And one more with a different sample size:

scala> sampleMean(geometric(0.2).map(_.toDouble), n = 625).stdev
res11: Double = 0.17952533894556522

scala> geometric(0.2).stdev / 25
res12: Double = 0.17756920958319758


Crazy! OK that’s enough experimental proof for me.

### So what?

Experimental analysis leans heavily on the Central Limit Theorem. A common question in experimental analysis is whether a sample is likely to have been drawn from a particular probability distribution. Since you can always treat sample means as normally distributed, you don’t need to perform a different analysis for every type of distribution you might encounter. All you need to know is how to work with the normal distribution.

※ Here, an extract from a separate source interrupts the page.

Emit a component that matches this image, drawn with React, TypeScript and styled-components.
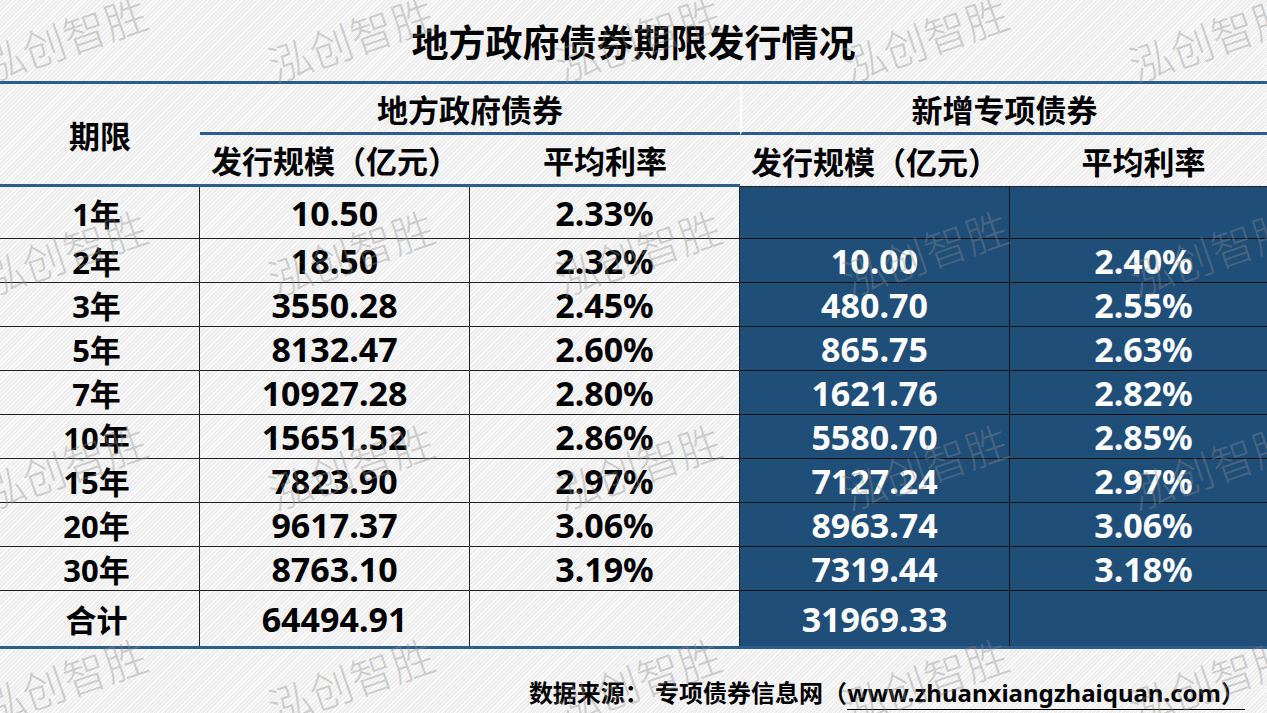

You’ve probably seen this diagram before:

This is what we’re working with. A value drawn from a normal distribution will be within 2 standard deviations of the mean 96% of the time. Since sample means are normally distributed around the true mean, sample means will be within 2 standard errors of the true mean 96% of the time. If a sample mean is more than 2 standard deviations away from the true mean, the sample is unlikely to have been drawn from that distribution.

### An example

Let’s look at an example where we can put the Central Limit Theorem to good use. Suppose your friend tells you he has a fair coin and offers to play a game. You pay him $1 to play, and he flips his coin until it comes up heads. He gives you$1 for every time the coin comes up tails until that happens.

After 100 rounds of this, you notice that you’ve lost $30. Did your friend cheat you? In standard experimental analysis terms, the null hypothesis is that your friend has a fair coin. You can reject the null hypothesis if you can show that there is less than, say, a 5% chance of losing$30 after 100 rounds.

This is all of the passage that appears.